From the listing that follows, output everything exactly except the pictures.

> _Given information_

━━━━━━━━━━━━━━━━━━━━

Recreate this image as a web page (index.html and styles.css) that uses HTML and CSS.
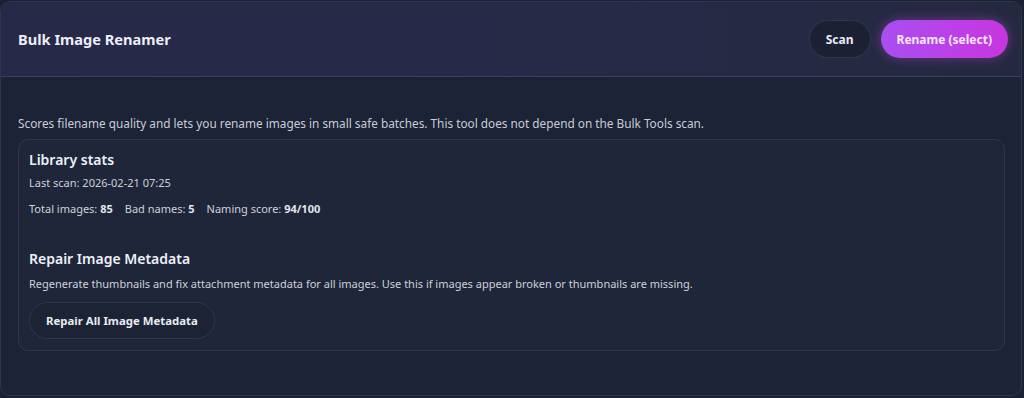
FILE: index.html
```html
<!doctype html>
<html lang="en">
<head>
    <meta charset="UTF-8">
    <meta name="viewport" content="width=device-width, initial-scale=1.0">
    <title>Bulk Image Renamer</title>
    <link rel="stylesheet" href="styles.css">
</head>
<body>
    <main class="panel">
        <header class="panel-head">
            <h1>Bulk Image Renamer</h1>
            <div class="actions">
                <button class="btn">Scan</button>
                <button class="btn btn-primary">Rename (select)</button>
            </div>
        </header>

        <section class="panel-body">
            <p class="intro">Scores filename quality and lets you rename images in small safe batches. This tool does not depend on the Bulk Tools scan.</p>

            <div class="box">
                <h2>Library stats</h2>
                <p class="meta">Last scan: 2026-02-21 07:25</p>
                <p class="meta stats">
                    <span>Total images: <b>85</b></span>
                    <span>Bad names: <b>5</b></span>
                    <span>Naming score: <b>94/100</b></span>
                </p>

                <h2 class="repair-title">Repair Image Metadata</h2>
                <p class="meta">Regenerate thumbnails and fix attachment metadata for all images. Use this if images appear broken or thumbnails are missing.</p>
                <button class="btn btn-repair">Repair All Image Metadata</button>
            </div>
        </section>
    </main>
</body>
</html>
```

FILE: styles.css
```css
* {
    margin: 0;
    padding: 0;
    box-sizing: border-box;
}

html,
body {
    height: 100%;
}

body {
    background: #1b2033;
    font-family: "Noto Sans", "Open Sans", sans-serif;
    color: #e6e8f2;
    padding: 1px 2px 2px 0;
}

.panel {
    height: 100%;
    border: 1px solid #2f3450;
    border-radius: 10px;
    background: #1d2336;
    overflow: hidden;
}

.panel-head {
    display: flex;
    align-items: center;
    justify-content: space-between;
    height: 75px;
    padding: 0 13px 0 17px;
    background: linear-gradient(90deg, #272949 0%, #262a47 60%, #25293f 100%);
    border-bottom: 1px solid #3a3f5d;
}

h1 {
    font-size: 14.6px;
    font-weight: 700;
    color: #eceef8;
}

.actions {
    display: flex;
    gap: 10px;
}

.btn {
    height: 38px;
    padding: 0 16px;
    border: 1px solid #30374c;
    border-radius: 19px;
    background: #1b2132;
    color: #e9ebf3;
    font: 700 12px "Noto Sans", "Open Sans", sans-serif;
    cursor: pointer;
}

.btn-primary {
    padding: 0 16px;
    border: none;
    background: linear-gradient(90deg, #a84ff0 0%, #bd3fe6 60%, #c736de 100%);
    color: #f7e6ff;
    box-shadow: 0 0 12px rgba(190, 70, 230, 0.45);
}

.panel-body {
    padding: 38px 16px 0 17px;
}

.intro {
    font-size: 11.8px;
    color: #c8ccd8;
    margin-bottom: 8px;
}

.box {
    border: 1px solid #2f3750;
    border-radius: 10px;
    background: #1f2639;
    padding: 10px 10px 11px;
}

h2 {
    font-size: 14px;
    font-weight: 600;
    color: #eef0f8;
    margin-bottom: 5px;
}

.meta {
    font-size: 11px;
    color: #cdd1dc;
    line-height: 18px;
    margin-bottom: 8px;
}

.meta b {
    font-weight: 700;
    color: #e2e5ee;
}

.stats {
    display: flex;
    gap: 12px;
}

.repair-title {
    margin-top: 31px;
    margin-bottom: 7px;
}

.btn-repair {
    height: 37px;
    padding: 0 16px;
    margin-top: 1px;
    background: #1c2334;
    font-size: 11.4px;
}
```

━━━━━━━━━━━━━━━━━━━━

> _Exercise answer_
Recreate this image as a web page (index.html and styles.css) that uses HTML and CSS.
FILE: index.html
```html
<!doctype html>
<html lang="en">
<head>
    <meta charset="UTF-8">
    <meta name="viewport" content="width=device-width, initial-scale=1.0">
    <title>Bulk Image Renamer</title>
    <link rel="stylesheet" href="styles.css">
</head>
<body>
    <main class="panel">
        <header class="panel-head">
            <h1>Bulk Image Renamer</h1>
            <div class="actions">
                <button class="btn">Scan</button>
                <button class="btn btn-primary">Rename (select)</button>
            </div>
        </header>

        <section class="panel-body">
            <p class="intro">Scores filename quality and lets you rename images in small safe batches. This tool does not depend on the Bulk Tools scan.</p>

            <div class="box">
                <h2>Library stats</h2>
                <p class="meta">Last scan: 2026-02-21 07:25</p>
                <p class="meta stats">
                    <span>Total images: <b>85</b></span>
                    <span>Bad names: <b>5</b></span>
                    <span>Naming score: <b>94/100</b></span>
                </p>

                <h2 class="repair-title">Repair Image Metadata</h2>
                <p class="meta">Regenerate thumbnails and fix attachment metadata for all images. Use this if images appear broken or thumbnails are missing.</p>
                <button class="btn btn-repair">Repair All Image Metadata</button>
            </div>
        </section>
    </main>
</body>
</html>
```

FILE: styles.css
```css
* {
    margin: 0;
    padding: 0;
    box-sizing: border-box;
}

html,
body {
    height: 100%;
}

body {
    background: #1b2033;
    font-family: "Noto Sans", "Open Sans", sans-serif;
    color: #e6e8f2;
    padding: 1px 2px 2px 0;
}

.panel {
    height: 100%;
    border: 1px solid #2f3450;
    border-radius: 10px;
    background: #1d2336;
    overflow: hidden;
}

.panel-head {
    display: flex;
    align-items: center;
    justify-content: space-between;
    height: 75px;
    padding: 0 13px 0 17px;
    background: linear-gradient(90deg, #272949 0%, #262a47 60%, #25293f 100%);
    border-bottom: 1px solid #3a3f5d;
}

h1 {
    font-size: 14.6px;
    font-weight: 700;
    color: #eceef8;
}

.actions {
    display: flex;
    gap: 10px;
}

.btn {
    height: 38px;
    padding: 0 16px;
    border: 1px solid #30374c;
    border-radius: 19px;
    background: #1b2132;
    color: #e9ebf3;
    font: 700 12px "Noto Sans", "Open Sans", sans-serif;
    cursor: pointer;
}

.btn-primary {
    padding: 0 16px;
    border: none;
    background: linear-gradient(90deg, #a84ff0 0%, #bd3fe6 60%, #c736de 100%);
    color: #f7e6ff;
    box-shadow: 0 0 12px rgba(190, 70, 230, 0.45);
}

.panel-body {
    padding: 38px 16px 0 17px;
}

.intro {
    font-size: 11.8px;
    color: #c8ccd8;
    margin-bottom: 8px;
}

.box {
    border: 1px solid #2f3750;
    border-radius: 10px;
    background: #1f2639;
    padding: 10px 10px 11px;
}

h2 {
    font-size: 14px;
    font-weight: 600;
    color: #eef0f8;
    margin-bottom: 5px;
}

.meta {
    font-size: 11px;
    color: #cdd1dc;
    line-height: 18px;
    margin-bottom: 8px;
}

.meta b {
    font-weight: 700;
    color: #e2e5ee;
}

.stats {
    display: flex;
    gap: 12px;
}

.repair-title {
    margin-top: 31px;
    margin-bottom: 7px;
}

.btn-repair {
    height: 37px;
    padding: 0 16px;
    margin-top: 1px;
    background: #1c2334;
    font-size: 11.4px;
}
```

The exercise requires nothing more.